§ Task prompt
Copy all lines in which the word "screenshot" can be found.

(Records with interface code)

#####

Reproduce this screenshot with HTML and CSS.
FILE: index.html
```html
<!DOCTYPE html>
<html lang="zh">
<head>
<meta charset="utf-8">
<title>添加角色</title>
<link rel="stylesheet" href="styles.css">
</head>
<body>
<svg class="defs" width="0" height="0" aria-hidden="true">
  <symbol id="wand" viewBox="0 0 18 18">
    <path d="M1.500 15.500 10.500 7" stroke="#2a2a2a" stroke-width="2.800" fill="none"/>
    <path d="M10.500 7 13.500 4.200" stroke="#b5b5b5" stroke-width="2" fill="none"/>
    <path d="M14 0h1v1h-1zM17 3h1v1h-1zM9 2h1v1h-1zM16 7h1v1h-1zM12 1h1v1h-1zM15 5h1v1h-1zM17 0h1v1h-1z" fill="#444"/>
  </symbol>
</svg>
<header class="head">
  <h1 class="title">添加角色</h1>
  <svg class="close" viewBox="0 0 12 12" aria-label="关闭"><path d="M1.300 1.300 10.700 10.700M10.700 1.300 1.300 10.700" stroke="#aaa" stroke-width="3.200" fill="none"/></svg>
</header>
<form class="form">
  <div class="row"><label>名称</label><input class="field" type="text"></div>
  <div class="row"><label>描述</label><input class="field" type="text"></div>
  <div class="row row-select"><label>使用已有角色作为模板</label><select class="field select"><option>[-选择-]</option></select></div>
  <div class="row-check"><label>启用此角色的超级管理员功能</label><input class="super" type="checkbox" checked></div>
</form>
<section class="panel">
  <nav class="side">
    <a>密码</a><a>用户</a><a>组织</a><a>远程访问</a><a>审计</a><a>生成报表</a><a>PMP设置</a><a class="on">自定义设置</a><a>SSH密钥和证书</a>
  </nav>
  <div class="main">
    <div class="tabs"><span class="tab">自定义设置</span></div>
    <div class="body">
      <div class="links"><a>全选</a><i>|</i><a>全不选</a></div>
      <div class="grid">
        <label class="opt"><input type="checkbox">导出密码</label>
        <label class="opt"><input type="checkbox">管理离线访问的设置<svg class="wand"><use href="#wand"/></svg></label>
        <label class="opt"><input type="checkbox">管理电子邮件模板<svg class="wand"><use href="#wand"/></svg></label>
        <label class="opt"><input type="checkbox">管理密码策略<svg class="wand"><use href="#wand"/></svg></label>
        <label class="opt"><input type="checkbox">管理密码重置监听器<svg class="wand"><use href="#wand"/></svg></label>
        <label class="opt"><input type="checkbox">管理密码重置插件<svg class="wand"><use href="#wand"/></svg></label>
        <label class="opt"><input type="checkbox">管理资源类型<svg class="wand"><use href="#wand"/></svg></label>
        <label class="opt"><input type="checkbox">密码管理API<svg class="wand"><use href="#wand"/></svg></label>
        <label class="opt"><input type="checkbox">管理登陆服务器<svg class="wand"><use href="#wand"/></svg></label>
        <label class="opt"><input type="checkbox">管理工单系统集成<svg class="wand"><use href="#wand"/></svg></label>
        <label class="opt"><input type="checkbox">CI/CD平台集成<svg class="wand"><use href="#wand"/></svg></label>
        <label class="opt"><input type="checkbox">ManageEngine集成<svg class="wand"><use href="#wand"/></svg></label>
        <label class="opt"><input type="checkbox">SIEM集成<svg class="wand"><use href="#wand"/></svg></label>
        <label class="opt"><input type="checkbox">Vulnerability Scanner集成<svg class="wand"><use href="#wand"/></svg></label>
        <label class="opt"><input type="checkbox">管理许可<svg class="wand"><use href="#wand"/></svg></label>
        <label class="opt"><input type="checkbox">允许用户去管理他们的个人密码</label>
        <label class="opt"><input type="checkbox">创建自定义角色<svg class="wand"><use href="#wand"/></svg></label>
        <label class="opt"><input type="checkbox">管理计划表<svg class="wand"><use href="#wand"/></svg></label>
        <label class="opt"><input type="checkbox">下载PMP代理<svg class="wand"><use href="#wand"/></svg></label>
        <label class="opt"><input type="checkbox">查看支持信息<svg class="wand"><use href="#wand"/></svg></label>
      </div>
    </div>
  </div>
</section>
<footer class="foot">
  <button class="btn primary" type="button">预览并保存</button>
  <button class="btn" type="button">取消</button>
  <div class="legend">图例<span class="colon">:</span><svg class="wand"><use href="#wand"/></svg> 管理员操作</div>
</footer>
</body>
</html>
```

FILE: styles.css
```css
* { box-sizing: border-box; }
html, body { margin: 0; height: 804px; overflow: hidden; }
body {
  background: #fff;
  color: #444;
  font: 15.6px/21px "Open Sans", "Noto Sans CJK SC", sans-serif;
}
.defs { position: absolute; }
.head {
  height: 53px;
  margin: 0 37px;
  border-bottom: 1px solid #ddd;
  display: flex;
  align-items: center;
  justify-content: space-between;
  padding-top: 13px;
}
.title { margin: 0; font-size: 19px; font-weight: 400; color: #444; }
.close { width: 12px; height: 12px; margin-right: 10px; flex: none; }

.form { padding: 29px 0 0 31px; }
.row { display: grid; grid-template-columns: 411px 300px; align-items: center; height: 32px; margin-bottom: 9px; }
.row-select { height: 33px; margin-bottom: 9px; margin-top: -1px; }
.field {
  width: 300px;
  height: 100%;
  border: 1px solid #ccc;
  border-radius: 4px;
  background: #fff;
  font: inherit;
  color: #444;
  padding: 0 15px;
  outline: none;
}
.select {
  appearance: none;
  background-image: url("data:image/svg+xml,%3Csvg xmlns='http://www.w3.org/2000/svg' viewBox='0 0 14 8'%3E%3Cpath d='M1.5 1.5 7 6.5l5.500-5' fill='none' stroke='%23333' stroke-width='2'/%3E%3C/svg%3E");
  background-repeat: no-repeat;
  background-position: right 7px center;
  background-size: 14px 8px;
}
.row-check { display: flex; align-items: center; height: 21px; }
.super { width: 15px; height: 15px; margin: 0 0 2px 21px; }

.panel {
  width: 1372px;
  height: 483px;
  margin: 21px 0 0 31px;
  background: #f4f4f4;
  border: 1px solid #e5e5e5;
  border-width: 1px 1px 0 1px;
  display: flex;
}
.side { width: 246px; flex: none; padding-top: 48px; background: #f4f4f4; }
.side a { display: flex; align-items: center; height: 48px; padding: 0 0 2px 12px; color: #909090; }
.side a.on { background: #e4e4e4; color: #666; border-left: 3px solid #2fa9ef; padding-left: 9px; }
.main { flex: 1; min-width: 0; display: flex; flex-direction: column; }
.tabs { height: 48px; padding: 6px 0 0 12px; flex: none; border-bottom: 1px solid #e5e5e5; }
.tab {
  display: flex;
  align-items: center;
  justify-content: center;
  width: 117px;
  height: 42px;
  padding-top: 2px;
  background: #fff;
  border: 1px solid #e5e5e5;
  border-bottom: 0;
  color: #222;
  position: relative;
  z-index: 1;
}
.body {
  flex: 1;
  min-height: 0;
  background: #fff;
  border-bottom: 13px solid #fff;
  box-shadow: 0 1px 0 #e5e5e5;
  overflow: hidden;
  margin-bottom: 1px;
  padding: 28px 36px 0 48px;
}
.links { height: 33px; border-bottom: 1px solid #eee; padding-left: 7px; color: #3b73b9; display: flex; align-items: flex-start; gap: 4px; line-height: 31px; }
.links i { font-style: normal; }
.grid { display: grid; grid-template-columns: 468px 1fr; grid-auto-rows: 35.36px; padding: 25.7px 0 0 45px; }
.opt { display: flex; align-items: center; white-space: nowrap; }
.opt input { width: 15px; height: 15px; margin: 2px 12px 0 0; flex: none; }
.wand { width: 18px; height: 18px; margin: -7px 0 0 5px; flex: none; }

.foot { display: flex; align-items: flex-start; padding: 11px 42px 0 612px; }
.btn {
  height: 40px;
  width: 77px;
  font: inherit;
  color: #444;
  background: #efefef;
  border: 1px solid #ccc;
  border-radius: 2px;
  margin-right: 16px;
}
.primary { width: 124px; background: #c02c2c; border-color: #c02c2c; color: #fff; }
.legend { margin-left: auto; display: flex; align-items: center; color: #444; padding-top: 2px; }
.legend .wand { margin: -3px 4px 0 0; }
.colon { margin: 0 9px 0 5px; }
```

#####

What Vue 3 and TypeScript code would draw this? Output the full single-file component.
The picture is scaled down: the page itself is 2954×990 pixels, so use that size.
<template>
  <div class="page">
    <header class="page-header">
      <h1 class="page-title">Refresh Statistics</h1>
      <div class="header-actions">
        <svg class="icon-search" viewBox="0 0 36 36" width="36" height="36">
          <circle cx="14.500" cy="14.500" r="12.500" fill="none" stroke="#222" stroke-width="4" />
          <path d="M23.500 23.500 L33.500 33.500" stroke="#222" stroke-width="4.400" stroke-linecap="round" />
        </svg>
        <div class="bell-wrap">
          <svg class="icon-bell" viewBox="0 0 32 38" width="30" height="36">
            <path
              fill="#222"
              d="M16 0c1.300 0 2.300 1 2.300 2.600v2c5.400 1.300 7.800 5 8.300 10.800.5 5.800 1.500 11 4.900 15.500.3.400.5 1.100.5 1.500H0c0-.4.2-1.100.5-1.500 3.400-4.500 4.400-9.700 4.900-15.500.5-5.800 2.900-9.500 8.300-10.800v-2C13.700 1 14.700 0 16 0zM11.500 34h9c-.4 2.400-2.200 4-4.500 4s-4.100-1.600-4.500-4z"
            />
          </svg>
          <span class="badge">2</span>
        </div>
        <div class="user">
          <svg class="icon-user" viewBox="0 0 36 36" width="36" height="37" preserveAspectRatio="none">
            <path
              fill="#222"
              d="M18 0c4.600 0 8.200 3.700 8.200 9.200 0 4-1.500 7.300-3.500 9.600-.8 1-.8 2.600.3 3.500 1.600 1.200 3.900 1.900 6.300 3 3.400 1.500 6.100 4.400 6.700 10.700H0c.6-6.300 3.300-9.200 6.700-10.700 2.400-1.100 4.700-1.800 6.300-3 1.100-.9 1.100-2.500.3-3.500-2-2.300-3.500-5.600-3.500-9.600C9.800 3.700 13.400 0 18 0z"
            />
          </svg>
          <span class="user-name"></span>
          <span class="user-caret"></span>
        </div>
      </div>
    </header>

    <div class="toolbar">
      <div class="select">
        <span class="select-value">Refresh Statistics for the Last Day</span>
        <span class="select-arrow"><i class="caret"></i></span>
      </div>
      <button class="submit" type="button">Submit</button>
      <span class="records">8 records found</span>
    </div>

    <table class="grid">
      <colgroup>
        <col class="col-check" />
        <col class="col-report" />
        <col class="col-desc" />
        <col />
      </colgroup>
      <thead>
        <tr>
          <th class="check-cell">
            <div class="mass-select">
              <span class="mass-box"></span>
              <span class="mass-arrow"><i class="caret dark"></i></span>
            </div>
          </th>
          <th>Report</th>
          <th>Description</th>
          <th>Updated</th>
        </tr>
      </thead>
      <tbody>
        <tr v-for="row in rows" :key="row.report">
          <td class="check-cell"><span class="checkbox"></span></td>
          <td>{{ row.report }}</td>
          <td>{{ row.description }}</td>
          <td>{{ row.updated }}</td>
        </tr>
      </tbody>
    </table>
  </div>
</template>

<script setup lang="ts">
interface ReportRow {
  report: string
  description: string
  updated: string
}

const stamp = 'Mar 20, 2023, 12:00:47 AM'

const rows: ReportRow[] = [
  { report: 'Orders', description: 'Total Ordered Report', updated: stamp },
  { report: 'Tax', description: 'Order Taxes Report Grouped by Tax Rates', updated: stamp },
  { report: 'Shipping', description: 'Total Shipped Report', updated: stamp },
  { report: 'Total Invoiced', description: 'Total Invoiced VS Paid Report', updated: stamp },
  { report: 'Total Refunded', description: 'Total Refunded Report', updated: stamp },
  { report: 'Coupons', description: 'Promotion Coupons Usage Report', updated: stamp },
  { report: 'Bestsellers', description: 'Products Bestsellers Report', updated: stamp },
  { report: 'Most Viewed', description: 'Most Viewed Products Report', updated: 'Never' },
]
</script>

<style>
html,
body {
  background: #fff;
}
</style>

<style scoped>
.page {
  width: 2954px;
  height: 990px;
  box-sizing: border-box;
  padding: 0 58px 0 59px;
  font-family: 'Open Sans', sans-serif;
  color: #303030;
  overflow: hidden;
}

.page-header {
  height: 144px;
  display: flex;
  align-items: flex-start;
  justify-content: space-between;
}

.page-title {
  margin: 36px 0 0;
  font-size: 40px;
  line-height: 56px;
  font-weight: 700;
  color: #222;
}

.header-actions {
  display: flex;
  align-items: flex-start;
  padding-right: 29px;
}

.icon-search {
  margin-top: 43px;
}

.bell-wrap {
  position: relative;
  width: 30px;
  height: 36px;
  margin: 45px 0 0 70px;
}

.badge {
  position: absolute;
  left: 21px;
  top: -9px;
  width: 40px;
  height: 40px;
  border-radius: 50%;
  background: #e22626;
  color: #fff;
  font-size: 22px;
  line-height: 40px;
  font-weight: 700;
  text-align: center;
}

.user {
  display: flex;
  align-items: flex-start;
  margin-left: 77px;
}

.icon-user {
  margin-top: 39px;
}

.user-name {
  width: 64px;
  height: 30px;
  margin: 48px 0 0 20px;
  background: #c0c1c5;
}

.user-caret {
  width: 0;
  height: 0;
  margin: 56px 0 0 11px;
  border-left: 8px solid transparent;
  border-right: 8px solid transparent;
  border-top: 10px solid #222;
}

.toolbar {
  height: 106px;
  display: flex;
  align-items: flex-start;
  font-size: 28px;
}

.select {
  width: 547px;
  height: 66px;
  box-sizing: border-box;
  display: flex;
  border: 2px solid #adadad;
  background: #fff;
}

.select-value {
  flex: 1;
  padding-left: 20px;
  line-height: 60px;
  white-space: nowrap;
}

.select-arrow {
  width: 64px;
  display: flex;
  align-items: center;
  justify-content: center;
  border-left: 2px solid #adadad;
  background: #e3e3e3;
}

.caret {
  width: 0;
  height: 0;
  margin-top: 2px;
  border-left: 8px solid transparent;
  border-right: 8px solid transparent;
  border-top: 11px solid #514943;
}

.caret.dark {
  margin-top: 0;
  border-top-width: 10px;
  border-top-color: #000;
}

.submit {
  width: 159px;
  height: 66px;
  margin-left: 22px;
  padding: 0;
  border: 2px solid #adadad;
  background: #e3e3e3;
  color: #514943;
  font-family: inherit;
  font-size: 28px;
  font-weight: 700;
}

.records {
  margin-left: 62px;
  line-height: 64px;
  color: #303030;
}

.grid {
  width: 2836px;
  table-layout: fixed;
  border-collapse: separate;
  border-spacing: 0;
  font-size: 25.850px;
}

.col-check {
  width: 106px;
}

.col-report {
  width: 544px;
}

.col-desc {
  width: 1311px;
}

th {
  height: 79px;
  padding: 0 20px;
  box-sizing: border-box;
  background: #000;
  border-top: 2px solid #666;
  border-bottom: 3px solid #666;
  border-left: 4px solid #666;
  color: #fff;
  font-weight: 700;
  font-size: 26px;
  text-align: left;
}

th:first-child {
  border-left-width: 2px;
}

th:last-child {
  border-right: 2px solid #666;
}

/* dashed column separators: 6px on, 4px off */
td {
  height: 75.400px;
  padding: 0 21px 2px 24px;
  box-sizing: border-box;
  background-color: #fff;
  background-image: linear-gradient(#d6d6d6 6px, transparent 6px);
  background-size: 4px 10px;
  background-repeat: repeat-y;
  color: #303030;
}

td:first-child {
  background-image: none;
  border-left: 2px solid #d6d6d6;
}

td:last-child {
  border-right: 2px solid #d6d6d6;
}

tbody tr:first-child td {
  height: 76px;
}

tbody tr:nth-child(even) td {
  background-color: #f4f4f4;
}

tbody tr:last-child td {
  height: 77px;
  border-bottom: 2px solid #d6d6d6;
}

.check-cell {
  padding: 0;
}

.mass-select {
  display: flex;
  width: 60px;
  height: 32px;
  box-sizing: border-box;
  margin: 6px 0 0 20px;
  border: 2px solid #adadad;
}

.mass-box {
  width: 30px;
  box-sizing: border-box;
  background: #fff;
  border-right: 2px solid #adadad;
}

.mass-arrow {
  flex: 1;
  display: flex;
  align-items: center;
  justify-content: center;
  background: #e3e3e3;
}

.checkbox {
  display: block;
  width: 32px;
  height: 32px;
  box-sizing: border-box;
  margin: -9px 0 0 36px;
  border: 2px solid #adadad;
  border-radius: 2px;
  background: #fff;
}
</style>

#####

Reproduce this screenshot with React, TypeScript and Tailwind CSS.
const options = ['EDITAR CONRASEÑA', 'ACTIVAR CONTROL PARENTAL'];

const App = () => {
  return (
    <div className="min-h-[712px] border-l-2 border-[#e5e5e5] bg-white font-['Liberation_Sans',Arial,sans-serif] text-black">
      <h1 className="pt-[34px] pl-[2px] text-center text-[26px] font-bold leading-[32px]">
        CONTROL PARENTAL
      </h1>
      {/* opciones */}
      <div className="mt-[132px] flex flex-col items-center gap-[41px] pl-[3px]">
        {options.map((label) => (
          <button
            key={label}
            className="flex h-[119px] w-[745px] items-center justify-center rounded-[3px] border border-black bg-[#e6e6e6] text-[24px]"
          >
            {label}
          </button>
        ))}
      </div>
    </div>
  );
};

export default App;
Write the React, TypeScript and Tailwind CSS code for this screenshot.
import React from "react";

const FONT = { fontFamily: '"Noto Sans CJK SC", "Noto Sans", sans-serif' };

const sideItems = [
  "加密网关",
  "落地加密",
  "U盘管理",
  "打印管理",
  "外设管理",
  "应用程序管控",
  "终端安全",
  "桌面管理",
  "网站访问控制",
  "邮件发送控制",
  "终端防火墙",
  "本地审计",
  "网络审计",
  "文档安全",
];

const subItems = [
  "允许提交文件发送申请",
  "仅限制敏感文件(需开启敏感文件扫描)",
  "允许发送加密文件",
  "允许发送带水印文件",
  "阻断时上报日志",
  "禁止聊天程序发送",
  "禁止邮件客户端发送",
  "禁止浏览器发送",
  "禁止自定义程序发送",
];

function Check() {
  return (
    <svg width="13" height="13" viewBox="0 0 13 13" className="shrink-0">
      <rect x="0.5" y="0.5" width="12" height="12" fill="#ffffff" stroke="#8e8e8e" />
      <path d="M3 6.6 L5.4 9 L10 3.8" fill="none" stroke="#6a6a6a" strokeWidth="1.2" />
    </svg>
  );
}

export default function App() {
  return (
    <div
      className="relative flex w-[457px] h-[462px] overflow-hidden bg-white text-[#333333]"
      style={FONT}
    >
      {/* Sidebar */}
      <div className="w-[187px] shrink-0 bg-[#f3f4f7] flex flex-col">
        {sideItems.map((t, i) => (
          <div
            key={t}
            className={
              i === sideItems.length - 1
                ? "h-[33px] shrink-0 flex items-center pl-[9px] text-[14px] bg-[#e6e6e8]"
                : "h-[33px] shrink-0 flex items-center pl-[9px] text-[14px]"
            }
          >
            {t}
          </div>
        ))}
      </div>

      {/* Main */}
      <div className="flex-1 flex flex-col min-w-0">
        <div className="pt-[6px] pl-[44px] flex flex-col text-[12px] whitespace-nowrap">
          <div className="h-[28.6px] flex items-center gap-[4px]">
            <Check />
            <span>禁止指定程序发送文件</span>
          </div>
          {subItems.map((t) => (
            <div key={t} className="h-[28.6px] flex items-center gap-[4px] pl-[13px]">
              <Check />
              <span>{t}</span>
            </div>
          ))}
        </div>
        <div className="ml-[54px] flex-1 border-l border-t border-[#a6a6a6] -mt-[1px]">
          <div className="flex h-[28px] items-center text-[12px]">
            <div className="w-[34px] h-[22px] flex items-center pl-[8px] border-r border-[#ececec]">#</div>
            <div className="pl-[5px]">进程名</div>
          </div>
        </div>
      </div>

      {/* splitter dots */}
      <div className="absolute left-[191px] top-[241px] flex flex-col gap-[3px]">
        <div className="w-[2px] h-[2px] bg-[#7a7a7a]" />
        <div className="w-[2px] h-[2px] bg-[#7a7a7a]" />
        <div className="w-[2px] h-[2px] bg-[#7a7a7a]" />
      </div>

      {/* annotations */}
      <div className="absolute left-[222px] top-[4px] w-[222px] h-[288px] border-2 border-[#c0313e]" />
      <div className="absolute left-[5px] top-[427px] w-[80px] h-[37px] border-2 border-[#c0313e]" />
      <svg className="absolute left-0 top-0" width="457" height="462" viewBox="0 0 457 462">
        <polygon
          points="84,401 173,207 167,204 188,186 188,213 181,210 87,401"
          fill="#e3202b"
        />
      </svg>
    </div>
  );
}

#####

§ Exercise result
Reproduce this screenshot with HTML and CSS.
Reproduce this screenshot with React, TypeScript and Tailwind CSS.
Write the React, TypeScript and Tailwind CSS code for this screenshot.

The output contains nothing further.